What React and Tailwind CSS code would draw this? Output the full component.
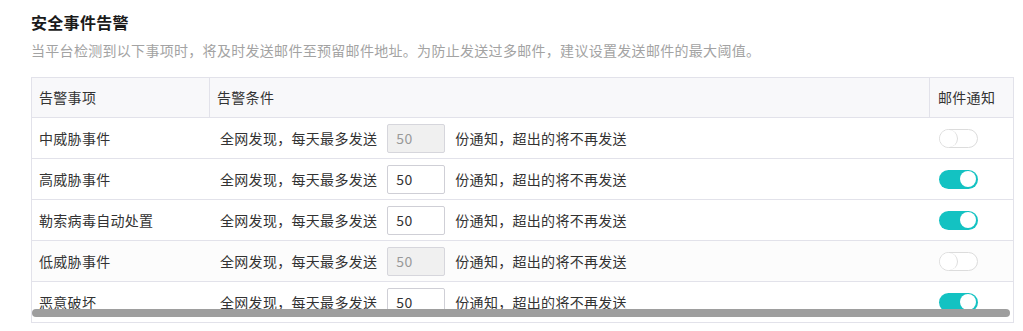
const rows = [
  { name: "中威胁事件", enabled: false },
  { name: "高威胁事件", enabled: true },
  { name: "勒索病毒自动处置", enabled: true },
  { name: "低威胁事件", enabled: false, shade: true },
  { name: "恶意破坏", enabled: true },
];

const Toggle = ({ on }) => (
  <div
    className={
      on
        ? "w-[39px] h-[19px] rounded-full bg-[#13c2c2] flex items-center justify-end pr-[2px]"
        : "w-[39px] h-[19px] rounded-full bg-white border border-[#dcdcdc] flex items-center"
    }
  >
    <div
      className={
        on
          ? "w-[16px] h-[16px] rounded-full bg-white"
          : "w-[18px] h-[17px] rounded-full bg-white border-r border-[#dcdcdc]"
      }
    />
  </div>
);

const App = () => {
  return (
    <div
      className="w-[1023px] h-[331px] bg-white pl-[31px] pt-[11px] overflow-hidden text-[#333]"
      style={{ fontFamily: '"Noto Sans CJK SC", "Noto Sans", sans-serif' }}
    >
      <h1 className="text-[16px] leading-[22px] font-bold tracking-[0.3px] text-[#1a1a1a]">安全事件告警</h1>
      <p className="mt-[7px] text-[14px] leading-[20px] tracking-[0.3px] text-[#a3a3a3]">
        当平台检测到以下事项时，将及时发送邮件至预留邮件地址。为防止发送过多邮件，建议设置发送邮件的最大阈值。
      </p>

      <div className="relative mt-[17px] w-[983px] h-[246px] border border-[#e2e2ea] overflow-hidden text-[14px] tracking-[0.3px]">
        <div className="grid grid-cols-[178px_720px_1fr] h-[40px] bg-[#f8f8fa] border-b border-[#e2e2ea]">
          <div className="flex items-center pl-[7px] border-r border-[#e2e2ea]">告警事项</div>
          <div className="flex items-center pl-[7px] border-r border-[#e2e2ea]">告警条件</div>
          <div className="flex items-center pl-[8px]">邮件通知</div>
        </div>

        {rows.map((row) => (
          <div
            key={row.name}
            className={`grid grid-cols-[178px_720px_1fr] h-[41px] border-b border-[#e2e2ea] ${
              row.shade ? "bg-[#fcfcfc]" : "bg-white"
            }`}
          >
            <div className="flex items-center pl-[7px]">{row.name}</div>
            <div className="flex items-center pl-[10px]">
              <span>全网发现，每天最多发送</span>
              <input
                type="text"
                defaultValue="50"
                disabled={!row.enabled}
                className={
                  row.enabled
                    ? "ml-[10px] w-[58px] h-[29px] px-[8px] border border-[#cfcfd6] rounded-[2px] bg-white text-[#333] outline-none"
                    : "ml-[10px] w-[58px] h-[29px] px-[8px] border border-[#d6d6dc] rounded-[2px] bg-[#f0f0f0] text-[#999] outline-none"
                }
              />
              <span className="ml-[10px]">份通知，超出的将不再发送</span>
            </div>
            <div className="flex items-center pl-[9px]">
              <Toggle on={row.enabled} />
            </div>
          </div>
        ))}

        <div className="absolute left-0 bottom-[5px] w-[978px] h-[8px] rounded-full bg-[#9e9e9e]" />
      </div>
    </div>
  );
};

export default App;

────────

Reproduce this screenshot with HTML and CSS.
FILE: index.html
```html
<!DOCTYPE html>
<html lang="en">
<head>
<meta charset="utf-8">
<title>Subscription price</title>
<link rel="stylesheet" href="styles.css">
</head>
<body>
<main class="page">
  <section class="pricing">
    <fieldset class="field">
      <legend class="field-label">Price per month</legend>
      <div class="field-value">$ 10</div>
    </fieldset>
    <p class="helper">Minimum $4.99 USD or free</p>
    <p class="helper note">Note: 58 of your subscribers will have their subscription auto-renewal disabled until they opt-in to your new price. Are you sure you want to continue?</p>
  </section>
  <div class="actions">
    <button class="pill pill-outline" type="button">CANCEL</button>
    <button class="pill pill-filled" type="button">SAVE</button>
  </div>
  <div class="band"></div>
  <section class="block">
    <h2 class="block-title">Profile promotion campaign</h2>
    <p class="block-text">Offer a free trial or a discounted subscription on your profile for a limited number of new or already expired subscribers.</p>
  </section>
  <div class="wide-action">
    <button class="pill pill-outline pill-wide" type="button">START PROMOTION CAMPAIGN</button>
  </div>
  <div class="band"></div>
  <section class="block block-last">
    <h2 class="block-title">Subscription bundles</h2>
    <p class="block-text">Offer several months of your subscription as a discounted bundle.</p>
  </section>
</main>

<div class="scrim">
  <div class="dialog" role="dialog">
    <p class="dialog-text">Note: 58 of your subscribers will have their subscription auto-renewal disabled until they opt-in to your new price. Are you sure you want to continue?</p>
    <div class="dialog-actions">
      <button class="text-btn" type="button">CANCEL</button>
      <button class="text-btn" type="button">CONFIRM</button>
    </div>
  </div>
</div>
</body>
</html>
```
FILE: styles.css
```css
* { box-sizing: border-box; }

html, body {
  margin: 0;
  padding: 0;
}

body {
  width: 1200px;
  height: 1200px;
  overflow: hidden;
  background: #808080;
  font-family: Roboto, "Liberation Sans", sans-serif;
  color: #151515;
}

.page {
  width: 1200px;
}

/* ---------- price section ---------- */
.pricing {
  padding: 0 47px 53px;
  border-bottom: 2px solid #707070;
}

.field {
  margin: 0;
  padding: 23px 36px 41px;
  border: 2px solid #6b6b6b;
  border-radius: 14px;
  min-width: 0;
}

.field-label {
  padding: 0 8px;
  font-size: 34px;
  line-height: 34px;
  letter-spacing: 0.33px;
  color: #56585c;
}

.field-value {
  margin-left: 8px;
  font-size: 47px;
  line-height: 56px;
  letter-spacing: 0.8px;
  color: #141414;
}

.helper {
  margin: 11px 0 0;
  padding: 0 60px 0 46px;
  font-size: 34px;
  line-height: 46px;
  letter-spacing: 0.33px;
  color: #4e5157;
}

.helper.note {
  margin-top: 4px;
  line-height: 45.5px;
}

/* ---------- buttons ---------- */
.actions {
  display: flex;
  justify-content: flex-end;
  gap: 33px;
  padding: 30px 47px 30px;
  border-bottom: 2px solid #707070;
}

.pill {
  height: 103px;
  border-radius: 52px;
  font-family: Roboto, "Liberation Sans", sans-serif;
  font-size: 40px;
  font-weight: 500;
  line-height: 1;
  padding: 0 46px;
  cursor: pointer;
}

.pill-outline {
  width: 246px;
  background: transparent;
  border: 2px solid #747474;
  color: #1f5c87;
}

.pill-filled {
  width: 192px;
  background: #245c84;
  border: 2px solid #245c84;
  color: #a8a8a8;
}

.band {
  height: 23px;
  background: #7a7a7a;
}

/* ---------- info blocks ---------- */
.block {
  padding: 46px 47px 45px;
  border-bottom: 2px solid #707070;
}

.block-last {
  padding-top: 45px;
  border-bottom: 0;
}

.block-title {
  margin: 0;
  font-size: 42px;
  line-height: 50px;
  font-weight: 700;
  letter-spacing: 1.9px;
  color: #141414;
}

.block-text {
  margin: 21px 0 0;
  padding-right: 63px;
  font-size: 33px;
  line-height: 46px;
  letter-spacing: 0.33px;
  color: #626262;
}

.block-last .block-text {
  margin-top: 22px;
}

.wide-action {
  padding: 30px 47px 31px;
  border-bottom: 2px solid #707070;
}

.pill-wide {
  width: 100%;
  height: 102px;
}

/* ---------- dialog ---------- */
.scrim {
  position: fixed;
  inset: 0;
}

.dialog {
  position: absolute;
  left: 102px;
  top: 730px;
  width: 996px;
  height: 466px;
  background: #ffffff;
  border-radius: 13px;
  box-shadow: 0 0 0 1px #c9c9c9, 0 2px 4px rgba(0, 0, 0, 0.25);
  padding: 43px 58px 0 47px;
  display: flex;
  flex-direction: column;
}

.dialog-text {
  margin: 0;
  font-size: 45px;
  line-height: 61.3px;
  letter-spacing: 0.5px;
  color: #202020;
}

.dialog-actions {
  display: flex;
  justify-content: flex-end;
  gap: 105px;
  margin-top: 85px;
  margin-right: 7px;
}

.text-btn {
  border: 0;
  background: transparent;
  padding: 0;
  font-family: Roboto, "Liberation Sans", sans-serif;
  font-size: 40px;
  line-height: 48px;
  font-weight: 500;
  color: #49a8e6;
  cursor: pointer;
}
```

────────

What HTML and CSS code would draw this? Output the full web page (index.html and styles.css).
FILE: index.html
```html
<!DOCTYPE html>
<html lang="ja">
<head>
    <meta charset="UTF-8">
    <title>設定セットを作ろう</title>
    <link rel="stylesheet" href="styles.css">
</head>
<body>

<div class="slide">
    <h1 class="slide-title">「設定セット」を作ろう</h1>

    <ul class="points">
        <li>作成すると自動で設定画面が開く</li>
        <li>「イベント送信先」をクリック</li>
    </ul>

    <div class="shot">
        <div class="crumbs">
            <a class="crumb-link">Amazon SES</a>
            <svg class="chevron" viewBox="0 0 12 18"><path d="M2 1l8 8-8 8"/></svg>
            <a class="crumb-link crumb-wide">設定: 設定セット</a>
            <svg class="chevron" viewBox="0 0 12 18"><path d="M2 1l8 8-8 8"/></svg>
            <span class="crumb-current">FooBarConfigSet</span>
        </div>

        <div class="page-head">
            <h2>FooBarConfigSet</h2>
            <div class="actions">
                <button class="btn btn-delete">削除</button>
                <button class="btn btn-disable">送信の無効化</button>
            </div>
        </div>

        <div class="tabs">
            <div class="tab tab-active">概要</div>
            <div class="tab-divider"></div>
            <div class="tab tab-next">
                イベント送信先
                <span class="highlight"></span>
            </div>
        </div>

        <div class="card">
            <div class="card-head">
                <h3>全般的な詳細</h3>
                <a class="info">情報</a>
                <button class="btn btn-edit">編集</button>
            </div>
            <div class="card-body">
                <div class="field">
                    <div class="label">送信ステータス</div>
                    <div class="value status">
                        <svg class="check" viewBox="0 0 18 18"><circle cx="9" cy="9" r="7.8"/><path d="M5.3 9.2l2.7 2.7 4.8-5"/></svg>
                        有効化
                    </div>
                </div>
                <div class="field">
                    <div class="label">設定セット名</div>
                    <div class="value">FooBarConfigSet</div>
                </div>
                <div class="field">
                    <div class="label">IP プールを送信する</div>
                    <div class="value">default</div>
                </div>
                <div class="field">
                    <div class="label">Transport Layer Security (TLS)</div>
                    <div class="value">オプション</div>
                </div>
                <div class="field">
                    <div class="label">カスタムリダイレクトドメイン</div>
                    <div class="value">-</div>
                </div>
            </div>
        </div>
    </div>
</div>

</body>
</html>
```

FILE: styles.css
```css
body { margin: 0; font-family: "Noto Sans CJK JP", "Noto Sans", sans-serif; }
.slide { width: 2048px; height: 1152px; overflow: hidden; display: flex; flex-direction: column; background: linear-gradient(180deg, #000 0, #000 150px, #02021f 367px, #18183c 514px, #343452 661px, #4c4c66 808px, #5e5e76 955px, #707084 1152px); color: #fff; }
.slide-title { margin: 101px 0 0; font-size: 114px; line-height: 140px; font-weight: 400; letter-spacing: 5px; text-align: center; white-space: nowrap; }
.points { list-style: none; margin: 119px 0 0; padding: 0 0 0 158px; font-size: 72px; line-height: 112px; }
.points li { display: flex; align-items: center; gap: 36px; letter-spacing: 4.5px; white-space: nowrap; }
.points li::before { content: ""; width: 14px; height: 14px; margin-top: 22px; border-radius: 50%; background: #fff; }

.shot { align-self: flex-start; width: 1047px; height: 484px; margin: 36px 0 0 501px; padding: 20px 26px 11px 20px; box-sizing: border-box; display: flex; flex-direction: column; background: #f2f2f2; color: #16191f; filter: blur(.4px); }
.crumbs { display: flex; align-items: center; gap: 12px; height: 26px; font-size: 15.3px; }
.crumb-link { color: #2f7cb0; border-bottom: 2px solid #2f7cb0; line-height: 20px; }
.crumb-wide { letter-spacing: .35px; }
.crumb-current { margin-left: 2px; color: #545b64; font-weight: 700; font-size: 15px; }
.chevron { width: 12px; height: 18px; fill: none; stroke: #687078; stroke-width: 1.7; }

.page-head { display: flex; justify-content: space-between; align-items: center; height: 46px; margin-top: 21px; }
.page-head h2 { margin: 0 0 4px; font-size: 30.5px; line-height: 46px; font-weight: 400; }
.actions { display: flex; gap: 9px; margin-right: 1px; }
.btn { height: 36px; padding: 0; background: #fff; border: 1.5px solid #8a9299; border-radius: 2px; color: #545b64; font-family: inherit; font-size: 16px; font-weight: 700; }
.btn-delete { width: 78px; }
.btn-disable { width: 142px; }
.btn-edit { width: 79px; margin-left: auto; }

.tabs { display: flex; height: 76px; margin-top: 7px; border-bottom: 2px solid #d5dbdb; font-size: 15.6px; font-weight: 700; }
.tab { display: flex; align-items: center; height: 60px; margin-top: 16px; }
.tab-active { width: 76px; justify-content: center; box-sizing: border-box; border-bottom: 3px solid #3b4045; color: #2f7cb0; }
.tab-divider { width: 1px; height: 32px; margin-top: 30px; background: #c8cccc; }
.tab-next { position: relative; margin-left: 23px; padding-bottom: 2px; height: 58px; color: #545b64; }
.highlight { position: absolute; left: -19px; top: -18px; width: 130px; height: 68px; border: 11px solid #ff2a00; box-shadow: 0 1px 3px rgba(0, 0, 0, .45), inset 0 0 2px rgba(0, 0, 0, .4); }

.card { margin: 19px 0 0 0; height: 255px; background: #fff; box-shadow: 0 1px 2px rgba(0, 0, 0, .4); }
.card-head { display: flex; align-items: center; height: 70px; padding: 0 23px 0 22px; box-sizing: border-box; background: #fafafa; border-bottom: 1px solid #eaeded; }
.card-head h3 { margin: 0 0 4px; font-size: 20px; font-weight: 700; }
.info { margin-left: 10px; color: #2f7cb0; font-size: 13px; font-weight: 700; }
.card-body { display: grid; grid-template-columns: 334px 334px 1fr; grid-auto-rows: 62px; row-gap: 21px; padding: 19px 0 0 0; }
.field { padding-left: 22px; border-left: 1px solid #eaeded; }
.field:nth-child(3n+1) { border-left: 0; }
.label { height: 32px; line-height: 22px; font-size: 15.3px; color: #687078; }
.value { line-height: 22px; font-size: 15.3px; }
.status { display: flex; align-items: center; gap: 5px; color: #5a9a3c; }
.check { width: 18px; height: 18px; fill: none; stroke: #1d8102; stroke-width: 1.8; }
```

────────

Identify every line holding the word "styles" and copy it out.

<link rel="stylesheet" href="styles.css">
FILE: styles.css
What HTML and CSS code would draw this? Output the full web page (index.html and styles.css).
    <link rel="stylesheet" href="styles.css">
FILE: styles.css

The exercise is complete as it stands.